#### [EXERCISE DETAILS]
Extract each line of the records below that contains the word "styles".

Stored entries
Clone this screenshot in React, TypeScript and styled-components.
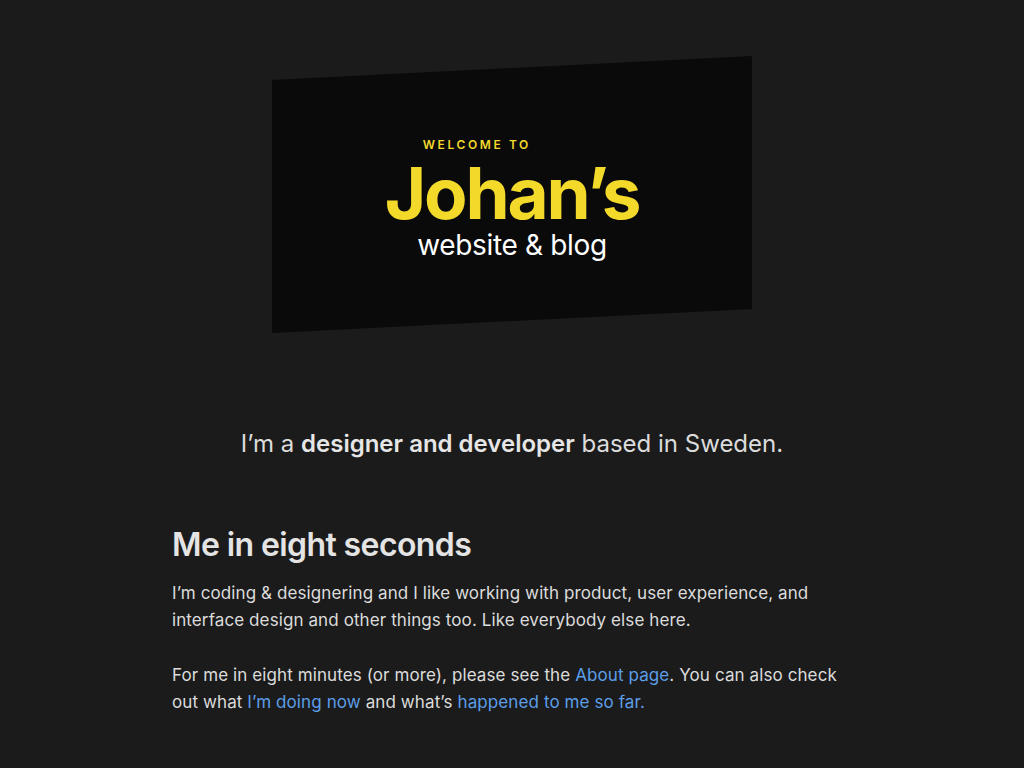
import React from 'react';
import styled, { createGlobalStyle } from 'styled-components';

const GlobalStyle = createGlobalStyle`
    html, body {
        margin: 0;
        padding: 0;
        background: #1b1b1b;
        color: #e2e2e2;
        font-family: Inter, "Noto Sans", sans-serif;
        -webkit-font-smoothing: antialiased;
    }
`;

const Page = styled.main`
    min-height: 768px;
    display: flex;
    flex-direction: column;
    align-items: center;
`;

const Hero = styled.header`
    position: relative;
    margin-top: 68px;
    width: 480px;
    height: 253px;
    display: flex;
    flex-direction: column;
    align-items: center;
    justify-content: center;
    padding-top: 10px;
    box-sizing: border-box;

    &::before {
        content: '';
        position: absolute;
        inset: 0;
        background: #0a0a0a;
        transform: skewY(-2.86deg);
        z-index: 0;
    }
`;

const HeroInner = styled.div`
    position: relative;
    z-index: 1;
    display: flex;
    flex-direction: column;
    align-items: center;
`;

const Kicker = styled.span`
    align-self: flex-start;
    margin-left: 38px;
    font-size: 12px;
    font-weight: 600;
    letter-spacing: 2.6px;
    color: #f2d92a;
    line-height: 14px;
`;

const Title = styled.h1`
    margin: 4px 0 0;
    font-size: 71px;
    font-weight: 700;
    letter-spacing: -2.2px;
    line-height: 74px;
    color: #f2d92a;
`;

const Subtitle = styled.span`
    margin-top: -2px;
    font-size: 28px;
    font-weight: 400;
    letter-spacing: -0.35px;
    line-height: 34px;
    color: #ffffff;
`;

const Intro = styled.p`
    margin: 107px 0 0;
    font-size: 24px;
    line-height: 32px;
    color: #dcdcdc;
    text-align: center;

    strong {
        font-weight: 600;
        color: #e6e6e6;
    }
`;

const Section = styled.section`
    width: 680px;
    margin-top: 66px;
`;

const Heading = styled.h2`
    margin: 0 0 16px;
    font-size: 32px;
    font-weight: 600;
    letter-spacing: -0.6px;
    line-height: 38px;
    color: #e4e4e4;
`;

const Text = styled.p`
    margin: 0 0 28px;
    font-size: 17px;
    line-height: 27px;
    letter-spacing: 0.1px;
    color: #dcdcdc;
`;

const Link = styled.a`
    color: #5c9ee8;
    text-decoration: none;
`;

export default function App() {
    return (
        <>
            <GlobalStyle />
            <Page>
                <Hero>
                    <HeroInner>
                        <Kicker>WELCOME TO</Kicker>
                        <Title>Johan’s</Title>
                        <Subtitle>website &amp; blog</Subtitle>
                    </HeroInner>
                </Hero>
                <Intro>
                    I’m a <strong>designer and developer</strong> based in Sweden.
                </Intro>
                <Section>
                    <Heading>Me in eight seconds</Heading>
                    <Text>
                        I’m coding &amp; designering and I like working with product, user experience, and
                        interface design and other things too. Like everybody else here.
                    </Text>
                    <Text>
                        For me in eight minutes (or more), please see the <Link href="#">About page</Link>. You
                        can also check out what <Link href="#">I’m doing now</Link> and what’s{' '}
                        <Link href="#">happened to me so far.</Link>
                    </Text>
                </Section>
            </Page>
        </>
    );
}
* * *
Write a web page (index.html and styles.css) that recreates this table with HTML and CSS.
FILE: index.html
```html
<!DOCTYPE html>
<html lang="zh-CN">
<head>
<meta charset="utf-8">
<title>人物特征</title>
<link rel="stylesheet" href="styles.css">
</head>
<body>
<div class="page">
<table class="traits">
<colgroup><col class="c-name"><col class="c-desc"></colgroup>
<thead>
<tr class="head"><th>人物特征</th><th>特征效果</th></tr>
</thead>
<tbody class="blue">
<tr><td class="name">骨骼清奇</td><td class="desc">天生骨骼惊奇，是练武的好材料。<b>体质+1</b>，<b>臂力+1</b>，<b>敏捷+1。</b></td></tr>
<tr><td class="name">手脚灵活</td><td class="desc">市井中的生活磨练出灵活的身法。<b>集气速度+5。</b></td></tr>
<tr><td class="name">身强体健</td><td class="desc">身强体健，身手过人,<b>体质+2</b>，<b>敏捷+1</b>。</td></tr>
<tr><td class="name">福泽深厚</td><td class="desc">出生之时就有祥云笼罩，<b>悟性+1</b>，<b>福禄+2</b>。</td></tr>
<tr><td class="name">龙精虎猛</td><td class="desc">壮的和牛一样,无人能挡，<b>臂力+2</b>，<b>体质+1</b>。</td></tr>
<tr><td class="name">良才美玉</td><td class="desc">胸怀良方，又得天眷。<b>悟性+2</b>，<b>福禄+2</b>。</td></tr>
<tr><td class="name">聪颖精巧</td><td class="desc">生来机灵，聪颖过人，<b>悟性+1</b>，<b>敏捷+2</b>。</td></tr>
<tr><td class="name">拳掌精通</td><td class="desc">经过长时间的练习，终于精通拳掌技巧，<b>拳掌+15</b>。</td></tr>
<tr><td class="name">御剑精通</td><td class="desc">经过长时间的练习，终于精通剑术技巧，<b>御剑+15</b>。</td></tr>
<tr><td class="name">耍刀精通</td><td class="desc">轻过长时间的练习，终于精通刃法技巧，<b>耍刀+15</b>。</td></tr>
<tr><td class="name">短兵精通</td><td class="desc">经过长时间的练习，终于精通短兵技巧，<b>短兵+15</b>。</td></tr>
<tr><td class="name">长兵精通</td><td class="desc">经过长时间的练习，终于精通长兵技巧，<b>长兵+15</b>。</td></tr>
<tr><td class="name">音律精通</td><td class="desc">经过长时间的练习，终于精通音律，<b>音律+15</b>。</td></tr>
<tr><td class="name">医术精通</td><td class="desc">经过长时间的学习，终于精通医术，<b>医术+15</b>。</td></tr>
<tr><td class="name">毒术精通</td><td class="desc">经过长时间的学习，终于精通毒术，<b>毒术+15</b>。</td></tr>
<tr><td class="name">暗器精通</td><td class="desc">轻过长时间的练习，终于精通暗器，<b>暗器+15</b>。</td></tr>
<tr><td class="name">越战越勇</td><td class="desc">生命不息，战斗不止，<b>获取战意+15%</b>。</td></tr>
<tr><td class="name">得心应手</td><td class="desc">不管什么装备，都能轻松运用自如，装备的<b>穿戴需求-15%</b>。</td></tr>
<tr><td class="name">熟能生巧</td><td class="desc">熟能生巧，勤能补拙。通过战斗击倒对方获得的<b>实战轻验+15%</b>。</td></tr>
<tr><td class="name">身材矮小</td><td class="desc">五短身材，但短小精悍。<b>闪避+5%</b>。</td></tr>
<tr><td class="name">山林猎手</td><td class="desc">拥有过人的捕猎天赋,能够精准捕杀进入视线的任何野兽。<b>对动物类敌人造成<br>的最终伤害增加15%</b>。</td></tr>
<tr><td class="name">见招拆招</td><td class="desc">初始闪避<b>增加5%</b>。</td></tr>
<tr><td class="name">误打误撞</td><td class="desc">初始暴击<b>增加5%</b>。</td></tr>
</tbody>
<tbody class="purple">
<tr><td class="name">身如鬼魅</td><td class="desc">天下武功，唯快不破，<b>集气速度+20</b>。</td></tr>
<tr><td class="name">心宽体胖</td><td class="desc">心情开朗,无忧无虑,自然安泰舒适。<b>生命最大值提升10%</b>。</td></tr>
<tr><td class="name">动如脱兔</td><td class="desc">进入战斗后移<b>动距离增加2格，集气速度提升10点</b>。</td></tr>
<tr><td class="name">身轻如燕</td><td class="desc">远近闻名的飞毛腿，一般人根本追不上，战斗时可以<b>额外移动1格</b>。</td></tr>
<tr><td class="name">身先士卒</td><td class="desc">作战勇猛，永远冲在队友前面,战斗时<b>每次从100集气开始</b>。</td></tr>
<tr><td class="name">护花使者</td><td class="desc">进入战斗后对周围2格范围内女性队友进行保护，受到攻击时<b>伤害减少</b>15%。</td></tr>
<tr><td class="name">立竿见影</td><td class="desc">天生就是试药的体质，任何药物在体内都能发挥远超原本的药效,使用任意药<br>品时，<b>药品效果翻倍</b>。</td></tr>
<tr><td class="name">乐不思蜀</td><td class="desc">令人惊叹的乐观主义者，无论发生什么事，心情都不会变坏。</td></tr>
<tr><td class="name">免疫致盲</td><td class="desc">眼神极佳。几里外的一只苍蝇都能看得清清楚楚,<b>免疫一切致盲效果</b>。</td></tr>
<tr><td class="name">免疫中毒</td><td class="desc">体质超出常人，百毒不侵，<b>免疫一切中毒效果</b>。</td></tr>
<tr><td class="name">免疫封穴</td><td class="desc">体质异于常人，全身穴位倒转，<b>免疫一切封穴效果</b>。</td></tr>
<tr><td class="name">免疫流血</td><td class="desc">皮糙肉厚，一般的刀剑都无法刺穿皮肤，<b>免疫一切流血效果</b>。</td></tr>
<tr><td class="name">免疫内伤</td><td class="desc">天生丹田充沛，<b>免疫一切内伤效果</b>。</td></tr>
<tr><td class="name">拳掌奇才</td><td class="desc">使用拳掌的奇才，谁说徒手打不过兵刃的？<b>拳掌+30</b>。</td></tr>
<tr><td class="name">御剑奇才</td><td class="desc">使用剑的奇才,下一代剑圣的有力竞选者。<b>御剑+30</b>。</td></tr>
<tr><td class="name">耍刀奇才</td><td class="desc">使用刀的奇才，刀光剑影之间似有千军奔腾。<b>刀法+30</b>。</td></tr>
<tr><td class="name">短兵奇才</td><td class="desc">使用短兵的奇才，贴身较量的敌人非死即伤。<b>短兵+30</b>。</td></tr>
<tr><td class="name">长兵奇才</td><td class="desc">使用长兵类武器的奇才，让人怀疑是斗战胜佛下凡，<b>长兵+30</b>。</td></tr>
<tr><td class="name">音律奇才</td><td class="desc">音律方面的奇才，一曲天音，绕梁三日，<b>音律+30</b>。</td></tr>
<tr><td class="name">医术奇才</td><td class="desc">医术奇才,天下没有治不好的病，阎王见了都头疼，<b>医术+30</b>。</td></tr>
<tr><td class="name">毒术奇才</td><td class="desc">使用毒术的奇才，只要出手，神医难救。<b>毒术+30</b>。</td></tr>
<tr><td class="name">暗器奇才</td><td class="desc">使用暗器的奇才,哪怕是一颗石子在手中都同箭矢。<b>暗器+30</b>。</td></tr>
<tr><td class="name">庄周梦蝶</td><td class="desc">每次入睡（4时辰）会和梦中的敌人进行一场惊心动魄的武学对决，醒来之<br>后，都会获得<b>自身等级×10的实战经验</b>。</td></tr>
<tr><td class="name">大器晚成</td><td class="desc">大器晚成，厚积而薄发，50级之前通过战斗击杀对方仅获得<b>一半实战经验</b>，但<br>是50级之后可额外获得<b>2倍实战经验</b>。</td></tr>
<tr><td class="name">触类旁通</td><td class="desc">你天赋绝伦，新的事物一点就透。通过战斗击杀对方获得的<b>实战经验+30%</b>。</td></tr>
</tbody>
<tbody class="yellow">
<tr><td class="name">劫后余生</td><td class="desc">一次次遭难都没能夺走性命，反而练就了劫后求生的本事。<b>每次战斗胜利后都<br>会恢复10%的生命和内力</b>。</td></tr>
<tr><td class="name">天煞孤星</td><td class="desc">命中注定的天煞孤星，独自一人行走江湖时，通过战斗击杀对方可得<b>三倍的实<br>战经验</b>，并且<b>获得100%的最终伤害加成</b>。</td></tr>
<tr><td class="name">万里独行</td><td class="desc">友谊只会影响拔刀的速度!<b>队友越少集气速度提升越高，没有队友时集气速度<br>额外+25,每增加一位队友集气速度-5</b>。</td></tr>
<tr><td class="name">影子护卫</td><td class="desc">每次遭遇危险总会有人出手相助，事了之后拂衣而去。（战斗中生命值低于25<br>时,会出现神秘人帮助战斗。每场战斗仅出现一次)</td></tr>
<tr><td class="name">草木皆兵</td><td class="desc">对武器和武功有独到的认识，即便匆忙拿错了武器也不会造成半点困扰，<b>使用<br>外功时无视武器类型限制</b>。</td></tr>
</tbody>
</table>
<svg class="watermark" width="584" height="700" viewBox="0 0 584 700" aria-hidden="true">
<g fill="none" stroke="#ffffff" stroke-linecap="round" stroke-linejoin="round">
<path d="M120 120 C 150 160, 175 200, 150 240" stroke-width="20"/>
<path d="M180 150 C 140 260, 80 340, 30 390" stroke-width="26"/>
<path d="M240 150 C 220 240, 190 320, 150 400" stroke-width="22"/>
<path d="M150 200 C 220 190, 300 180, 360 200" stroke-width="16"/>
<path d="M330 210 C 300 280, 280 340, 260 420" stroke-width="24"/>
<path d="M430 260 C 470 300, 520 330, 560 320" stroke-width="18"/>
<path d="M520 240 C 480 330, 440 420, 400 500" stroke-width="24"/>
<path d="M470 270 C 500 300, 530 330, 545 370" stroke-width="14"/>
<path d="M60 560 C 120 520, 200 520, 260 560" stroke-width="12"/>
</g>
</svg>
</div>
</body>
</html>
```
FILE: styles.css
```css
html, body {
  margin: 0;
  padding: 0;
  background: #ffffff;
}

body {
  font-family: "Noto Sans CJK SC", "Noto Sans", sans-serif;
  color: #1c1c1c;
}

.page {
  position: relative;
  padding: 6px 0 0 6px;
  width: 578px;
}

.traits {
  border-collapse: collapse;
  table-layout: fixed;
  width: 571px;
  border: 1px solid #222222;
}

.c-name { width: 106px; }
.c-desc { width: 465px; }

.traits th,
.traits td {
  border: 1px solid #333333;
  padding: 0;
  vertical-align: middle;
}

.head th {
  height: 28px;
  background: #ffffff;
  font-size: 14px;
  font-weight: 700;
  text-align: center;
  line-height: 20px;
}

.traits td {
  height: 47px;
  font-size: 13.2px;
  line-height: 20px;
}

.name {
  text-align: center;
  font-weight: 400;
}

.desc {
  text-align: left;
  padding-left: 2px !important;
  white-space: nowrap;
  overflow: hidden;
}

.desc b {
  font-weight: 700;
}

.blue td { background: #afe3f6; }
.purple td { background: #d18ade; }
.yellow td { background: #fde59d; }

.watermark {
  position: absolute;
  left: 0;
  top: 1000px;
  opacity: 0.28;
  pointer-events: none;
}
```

#### [FULL ANSWER]
Write a web page (index.html and styles.css) that recreates this table with HTML and CSS.
<link rel="stylesheet" href="styles.css">
FILE: styles.css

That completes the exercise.